One block north, on Saint Jacques Street, the stately old Royal Bank building, with its soaring, vaulted ceilings, is another architectural gem.

Old Port
Some say that you haven’t really seen a city until you’ve seen it from the water, so hop a harbour tour from the Old Port’s busy waterside promenade at the edge of Old Montreal, or take the ferry to Île-Ste-Hélène and the adjacent Île-Notre-Dame. Formerly the site of Expo ’67, these islands now offer tranquil parks, charming gardens, the Montreal casino and a smashing view of downtown across the water.

Botanical Gardens
Off in the East End, only 10 minutes from Old Montreal by metro, lie two attractions you really shouldn’t miss — both turning the spotlight on nature.

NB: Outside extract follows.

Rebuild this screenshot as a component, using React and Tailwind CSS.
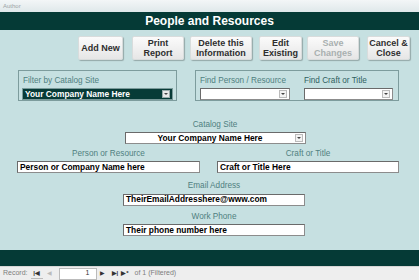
import React from 'react';

const font = { fontFamily: '"Liberation Sans", Arial, sans-serif' };

function Btn({ children, w, disabled }) {
  return (
    <div
      className={`h-[24px] flex items-center justify-center text-center leading-[10px] text-[9px] font-bold rounded-[2px] border border-[#d8dcdc] shadow-[1px_1px_1px_rgba(0,0,0,0.25)] bg-gradient-to-b from-[#fbfbfb] to-[#e6e6e6] ${disabled ? 'text-[#a9b0b0]' : 'text-[#2e2e2e]'} ${w}`}
    >
      {children}
    </div>
  );
}

function Arrow({ dark }) {
  return (
    <div className={`w-[8px] h-[8px] mr-[2px] flex items-center justify-center border ${dark ? 'border-[#9aa] bg-[#e8e8e8]' : 'border-[#bbb] bg-[#f3f3f3]'}`}>
      <div className="w-0 h-0 border-l-[2px] border-r-[2px] border-t-[2px] border-l-transparent border-r-transparent border-t-[#444]" />
    </div>
  );
}

function Field({ children, w, center, select }) {
  return (
    <div className={`h-[12px] bg-white border border-[#8c8c8c] border-t-[#6a6a6a] border-l-[#6a6a6a] flex items-center ${w}`}>
      <span className={`flex-1 text-[8.4px] font-bold text-black leading-none px-[2px] ${center ? 'text-center' : ''}`}>{children}</span>
      {select && <Arrow />}
    </div>
  );
}

function Label({ children }) {
  return <div className="text-[8.2px] text-[#4f7f80] leading-none text-center">{children}</div>;
}

export default function App() {
  return (
    <div className="w-[419px] h-[280px] overflow-hidden flex flex-col bg-[#c6e0e1]" style={font}>
      <div className="h-[12px] bg-gradient-to-b from-[#f3f6f7] to-[#dfe8ea] text-[6px] text-[#9aa4a6] pl-[3px] flex items-center">Author</div>
      <div className="h-[18px] bg-[#053a36] flex items-center justify-center text-white font-bold text-[12px]">
        People and Resources
      </div>

      <div className="h-[220px] flex flex-col">
        <div className="flex mt-[6px] pl-[78px]">
          <Btn w="w-[45px]">Add New</Btn>
          <div className="ml-[9px]"><Btn w="w-[52px]">Print<br />Report</Btn></div>
          <div className="ml-[6px]"><Btn w="w-[62px]">Delete this<br />Information</Btn></div>
          <div className="ml-[7px]"><Btn w="w-[43px]">Edit<br />Existing</Btn></div>
          <div className="ml-[5px]"><Btn w="w-[52px]" disabled>Save<br />Changes</Btn></div>
          <div className="ml-[8px]"><Btn w="w-[43px]">Cancel &amp;<br />Close</Btn></div>
        </div>

        <div className="flex mt-[10px] pl-[18px]">
          <div className="w-[159px] h-[31px] border border-[#7d9c9d] px-[3px] pt-[6px]">
            <div className="text-[8.2px] text-[#4f7f80] leading-none pl-[1px]">Filter by Catalog Site</div>
            <div className="mt-[3px] h-[12px] bg-[#073b37] border border-[#7a9a9a] flex items-center">
              <span className="flex-1 text-white text-[8.4px] font-bold leading-none pl-[2px]">Your Company Name Here</span>
              <Arrow dark />
            </div>
          </div>
          <div className="ml-[18px] w-[204px] h-[31px] border border-[#7d9c9d] pl-[4px] pt-[6px] flex gap-[14px]">
            <div>
              <div className="text-[8.2px] text-[#4f7f80] leading-none">Find Person / Resource</div>
              <div className="mt-[3px]"><Field w="w-[90px]" select /></div>
            </div>
            <div>
              <div className="text-[8.2px] text-[#2f5f60] leading-none">Find Craft or Title</div>
              <div className="mt-[3px]"><Field w="w-[89px]" select /></div>
            </div>
          </div>
        </div>

        <div className="flex flex-col items-center mt-[20px] pl-[11px]">
          <Label>Catalog Site</Label>
          <div className="mt-[3px]"><Field w="w-[181px]" center select>Your Company Name Here</Field></div>
        </div>

        <div className="flex mt-[6px] pl-[17px] gap-[17px]">
          <div className="flex flex-col items-center">
            <Label>Person or Resource</Label>
            <div className="mt-[3px]"><Field w="w-[183px]">Person or Company Name here</Field></div>
          </div>
          <div className="flex flex-col items-center">
            <Label>Craft or Title</Label>
            <div className="mt-[3px]"><Field w="w-[182px]">Craft or Title Here</Field></div>
          </div>
        </div>

        <div className="flex flex-col items-center mt-[9px] pl-[9px]">
          <Label>Email Address</Label>
          <div className="mt-[3px]"><Field w="w-[182px]">TheirEmailAddresshere@www.com</Field></div>
          <div className="mt-[7px]"><Label>Work Phone</Label></div>
          <div className="mt-[3px]"><Field w="w-[182px]">Their phone number here</Field></div>
        </div>
      </div>

      <div className="h-[16px] bg-[#053a36]" />
      <div className="flex-1 bg-[#eeeeee] border-t border-[#d6d6d6] flex items-center text-[7px] text-[#7d7d7d] pl-[3px]">
        <span>Record:</span>
        <span className="ml-[3px] w-[12px] h-[11px] flex items-center justify-center border-b border-[#bbb] text-[#333] font-bold text-[6px]">|◀</span>
        <span className="ml-[3px] w-[8px] h-[11px] flex items-center justify-center text-[6px] text-[#bbb]">◀</span>
        <div className="ml-[5px] w-[38px] h-[12px] bg-white border border-[#bbb] flex items-center justify-end pr-[6px] text-[#333]">1</div>
        <span className="ml-[3px] text-[6px] text-[#333]">▶</span>
        <span className="ml-[7px] text-[6px] text-[#333] font-bold">▶|</span>
        <span className="ml-[3px] text-[6px] text-[#333] font-bold">▶*</span>
        <span className="ml-[6px]">of 1 (Filtered)</span>
      </div>
    </div>
  );
}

1. With treasures such as an exquisite Chinese garden, a rose garden that goes on forever and the largest collection of bonsai trees outside Asia, the vast Montreal Botanical Gardens require at least half a day to properly explore.

2. Across the street, the extraordinary Biodome transports visitors through, in succession:

  • A lush tropical forest
  • A Laurentian forest
  • The Gulf of St. Lawrence
  • The polar climes.

Re-created with astonishing authenticity, the four mini-ecosystems teem with animals, from alligators and beavers to penguins and brilliantly coloured poison-arrow frogs.

The rainforest section, heavy with heat and humidity, is the largest and most ‘inhabited.’ On a recent visit, the first animals I spotted were a sloth, pondering life from high up a towering tree, and two golden-headed tamarins nuzzling and jabbering together on the lower branches.

Biodome spokeswoman, Claudette Lalonde, explained that the male was a recent arrival, following the unfortunate demise of the female’s previous mate, and that the new duo had taken some time to adjust to each other.

“But now they make love all the time,” she added with a smile, “and there should be babies soon.”  Somehow, in Montreal, it’s toujours l’amour.

Felicity Munn is a Montreal-based freelance writer.